Myth 3: Operating Cash Flow Is the Same as Free Cash Flow

Reality: This is the most consequential misconception. Operating cash flow does not account for capital expenditure — the cash spent on property, plant, equipment, and infrastructure. A manufacturer generating £14M in OCF but spending £11.5M replacing ageing machinery has only £2.5M of free cash flow available for debt repayment, dividends, or reinvestment. Confusing OCF with FCF dramatically overstates a capital-intensive business's true financial flexibility. OCF is the starting point; FCF is what remains after the business maintains itself.

Watch Out — IFRS vs. US GAAP Classification Differences

Under US GAAP, interest paid must be included in operating activities. Under IFRS, companies may classify interest paid in either operating or financing activities. When comparing companies across different reporting frameworks, you must standardise for this classification difference — otherwise the OCF comparison is not apples-to-apples.

📚
Go Deeper

The Financial Statement Analysis notes cover operating cash flow in full depth — including the cash flow deep dive module with OCF-to-net-income reconciliation techniques, free cash flow builds, and CapEx analysis across industries and business models.

At a Glance
2
Calculation Methods
Indirect (adjusts net income) and direct (lists cash movements). ~95% of public companies use indirect.
OCF − CapEx
Free Cash Flow Formula
Subtracting capital expenditure gives the cash truly available to shareholders and debt-holders.
≠ Net Income
Key Distinction
OCF and net income diverge due to D&A, stock-based comp, and working capital timing. The gap reveals earnings quality.
Section 1
Position on CFS
The first and most scrutinised section of the cash flow statement — before investing and financing activities.

Key Takeaways

  • OCF measures cash from core operations — it is the first section of the cash flow statement, covering only the cash generated by running the business, not investing or financing activities.
  • The indirect method is the standard — start with net income, add back non-cash items (D&A, stock-based compensation), then adjust for working capital changes (receivables, inventory, payables).
  • OCF ≠ net income — persistent divergence is the most important earnings quality signal. OCF chronically below net income suggests profit is not fully converting to cash.
  • OCF ≠ free cash flow — always subtract capital expenditure to reach FCF, which reflects cash available after the business maintains and grows itself.
  • Working capital direction determines whether OCF benefits or suffers — rising receivables and inventory drain OCF; rising payables and deferred revenue add to it.
  • Industry context is everything — a 10% OCF margin is strong in manufacturing and weak in SaaS. Compare within sector benchmarks, not across fundamentally different business models.

Quick Quiz

Four questions to check your understanding. Click an answer to reveal the explanation.

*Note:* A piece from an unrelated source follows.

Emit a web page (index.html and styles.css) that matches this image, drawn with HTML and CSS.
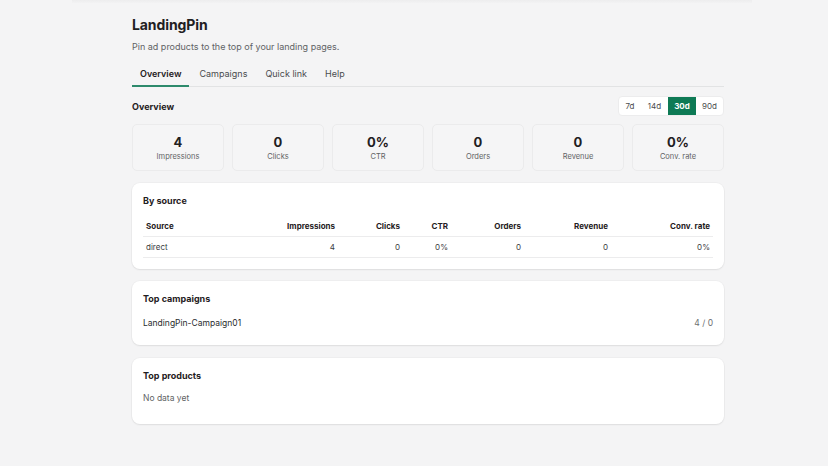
FILE: index.html
```html
<!DOCTYPE html>
<html>
<head>
<meta charset="utf-8">
<link rel="stylesheet" href="styles.css">
</head>
<body>
<div class="topband"></div>
<main class="page">
  <header class="head">
    <h1 class="title">LandingPin</h1>
    <p class="subtitle">Pin ad products to the top of your landing pages.</p>
  </header>
  <nav class="tabs">
    <span class="tab active">Overview</span>
    <span class="tab">Campaigns</span>
    <span class="tab">Quick link</span>
    <span class="tab">Help</span>
  </nav>
  <div class="section-head">
    <h2 class="section-title">Overview</h2>
    <div class="periods">
      <span class="period">7d</span>
      <span class="period">14d</span>
      <span class="period on">30d</span>
      <span class="period">90d</span>
    </div>
  </div>
  <div class="stats">
    <div class="stat"><div class="val">4</div><div class="lbl">Impressions</div></div>
    <div class="stat"><div class="val">0</div><div class="lbl">Clicks</div></div>
    <div class="stat"><div class="val">0%</div><div class="lbl">CTR</div></div>
    <div class="stat"><div class="val">0</div><div class="lbl">Orders</div></div>
    <div class="stat"><div class="val">0</div><div class="lbl">Revenue</div></div>
    <div class="stat"><div class="val">0%</div><div class="lbl">Conv. rate</div></div>
  </div>
  <section class="card">
    <h3 class="card-title">By source</h3>
    <table class="tbl">
      <colgroup>
        <col class="c-src"><col class="c-imp"><col class="c-clk"><col class="c-ctr"><col class="c-ord"><col class="c-rev"><col class="c-conv">
      </colgroup>
      <thead>
        <tr><th class="l">Source</th><th>Impressions</th><th>Clicks</th><th>CTR</th><th>Orders</th><th>Revenue</th><th>Conv. rate</th></tr>
      </thead>
      <tbody>
        <tr><td class="l">direct</td><td>4</td><td>0</td><td>0%</td><td>0</td><td>0</td><td>0%</td></tr>
      </tbody>
    </table>
  </section>
  <section class="card">
    <h3 class="card-title">Top campaigns</h3>
    <div class="row"><span>LandingPin-Campaign01</span><span class="muted">4 / 0</span></div>
  </section>
  <section class="card last">
    <h3 class="card-title">Top products</h3>
    <p class="empty">No data yet</p>
  </section>
</main>
</body>
</html>
```

FILE: styles.css
```css
* { box-sizing: border-box; }
html, body { margin: 0; padding: 0; }
body {
  background: #f4f4f5;
  font-family: Inter, "Liberation Sans", sans-serif;
  color: #202223;
  height: 466px;
  overflow: hidden;
}
.topband {
  margin: 0 76px 0 72px;
  height: 3px;
  background: linear-gradient(#ededee, #f2f2f3);
}
.page {
  width: 592px;
  margin-left: 132px;
  padding-top: 13px;
}
.title {
  margin: 0;
  font-size: 14px;
  font-weight: 700;
  line-height: 18px;
  color: #1f2022;
  letter-spacing: -0.1px;
}
.subtitle {
  margin: 7px 0 0;
  font-size: 9px;
  line-height: 12px;
  color: #616365;
}
.tabs {
  display: flex;
  margin-top: 12px;
  border-bottom: 1px solid #e2e3e4;
  height: 22px;
}
.tab {
  font-size: 9px;
  line-height: 13px;
  padding: 2px 8px 0;
  margin-right: 2px;
  color: #4a4c4e;
}
.tab.active {
  color: #1f2022;
  font-weight: 600;
  border-bottom: 2px solid #2d8a6c;
  margin-bottom: -1px;
}
.section-head {
  display: flex;
  align-items: center;
  justify-content: space-between;
  margin-top: 9px;
}
.section-title {
  margin: 0;
  font-size: 9px;
  font-weight: 700;
  color: #1f2022;
}
.periods {
  display: flex;
  background: #fff;
  border-radius: 4px;
  border: 1px solid #ececed;
  height: 20px;
  overflow: hidden;
}
.period {
  font-size: 8px;
  line-height: 18px;
  color: #4a4c4e;
  width: 27px;
  text-align: center;
}
.period:first-child { width: 22px; }
.period.on {
  background: #0e7a55;
  color: #fff;
  font-weight: 700;
  width: 28px;
}
.stats {
  display: grid;
  grid-template-columns: repeat(6, 1fr);
  gap: 8px;
  margin-top: 8px;
}
.stat {
  height: 47px;
  border: 1px solid #ebebec;
  background: #f5f5f6;
  border-radius: 5px;
  text-align: center;
  padding-top: 9px;
}
.val {
  font-size: 13px;
  font-weight: 700;
  line-height: 16px;
  color: #1f2022;
}
.lbl {
  margin-top: 2px;
  font-size: 7.5px;
  line-height: 10px;
  color: #616365;
}
.card {
  background: #fff;
  border-radius: 8px;
  box-shadow: 0 1px 2px rgba(0,0,0,0.07), 0 0 0 1px rgba(0,0,0,0.025);
  padding: 11px 11px 10px;
  margin-top: 12px;
}
.card.last { margin-top: 13px; }
.card-title {
  margin: 0;
  font-size: 9px;
  font-weight: 700;
  line-height: 14px;
  color: #1f2022;
}
.tbl {
  width: 570px;
  table-layout: fixed;
  border-collapse: collapse;
  margin-top: 13px;
  margin-bottom: 1px;
  font-size: 8px;
}
.c-src { width: 130px; }
.c-imp { width: 65px; }
.c-clk { width: 65px; }
.c-ctr { width: 48px; }
.c-ord { width: 73px; }
.c-rev { width: 87px; }
.c-conv { width: 102px; }
.tbl th, .tbl td {
  text-align: right;
  padding: 0 3px;
  border-bottom: 1px solid #ececed;
}
.tbl th {
  font-weight: 700;
  height: 15px;
  vertical-align: top;
  color: #1f2022;
  line-height: 11px;
}
.tbl td {
  height: 21px;
  color: #3b3d3f;
}
.tbl .l { text-align: left; }
.row {
  display: flex;
  justify-content: space-between;
  margin-top: 11px;
  font-size: 8.5px;
  line-height: 12px;
  padding-bottom: 6px;
  color: #2a2c2e;
}
.muted { color: #6d6f71; }
.empty {
  margin: 9px 0 0;
  font-size: 8.5px;
  line-height: 12px;
  color: #616365;
  padding-bottom: 10px;
}
```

1. A company reports net income of £4M and operating cash flow of £6.8M. What is the most likely reason OCF exceeds net income by £2.8M?

Answer: B. Depreciation and amortisation are non-cash charges — they reduce net income without any cash leaving the business. Adding them back is the most common reason OCF exceeds net income, especially in asset-heavy businesses with significant fixed assets. Option A would increase OCF, but it is described by a decrease in receivables, not a general collection surplus — and a £2.8M gap on this basis alone is unusual. Option C is backwards: rising receivables reduce OCF below net income, not above it. Option D is a financing activity and does not affect OCF at all. Takeaway: D&A is always added back in the indirect method — it is an accounting charge, not a cash payment.

2. Under the indirect method, inventory increases by £1.2M during the year. How does this affect OCF?

Answer: C. When inventory increases, the company has deployed cash to purchase or produce goods that have not yet been sold. That cash outflow is captured in the OCF working capital adjustment as a deduction. Option A misreads the direction — rising inventory consumes cash, it does not generate it. Option B is a common misconception: balance sheet changes are precisely what the working capital section of OCF adjustments tracks. Option D confuses inventory build-up with inventory write-downs, which are a different adjustment. Takeaway: For any current asset increase, OCF falls — the business has deployed cash to build that asset.

3. Which statement correctly describes the relationship between operating cash flow and free cash flow?

Answer: C. Free cash flow = OCF − CapEx. Capital expenditure is the cash spent on maintaining and expanding the company's fixed asset base. Subtracting it from OCF produces the cash genuinely available for debt repayment, dividends, buybacks, or further investment. Option B adds CapEx rather than subtracting it, which would give a number larger than OCF — not a more conservative measure. Option D confuses sections of the cash flow statement; financing outflows are tracked separately and do not feed into FCF. Takeaway: OCF is the waterfall input; FCF is what remains after the business reinvests in its own infrastructure.

4. SkyStream SaaS reports OCF of £18M on £52M revenue (34.6% margin). RockBridge Manufacturing reports OCF of £6.3M on £54M revenue (11.7% margin). What is the most accurate interpretation?

Answer: C. A SaaS company structurally generates high OCF margins because customers pay subscriptions upfront (creating deferred revenue that boosts OCF), there is minimal inventory, and CapEx is relatively low. A manufacturer at 11.7% is operating in a completely normal range for its sector — it carries inventory, has extended receivables cycles, and adds back significant D&A. Options A and B apply cross-sector comparisons that are analytically meaningless. Option D is an accounting quality concern that may or may not apply — there is no basis to assume it from the numbers alone. Takeaway: OCF margin benchmarks are only meaningful within the same sector; cross-industry comparisons lead to false conclusions.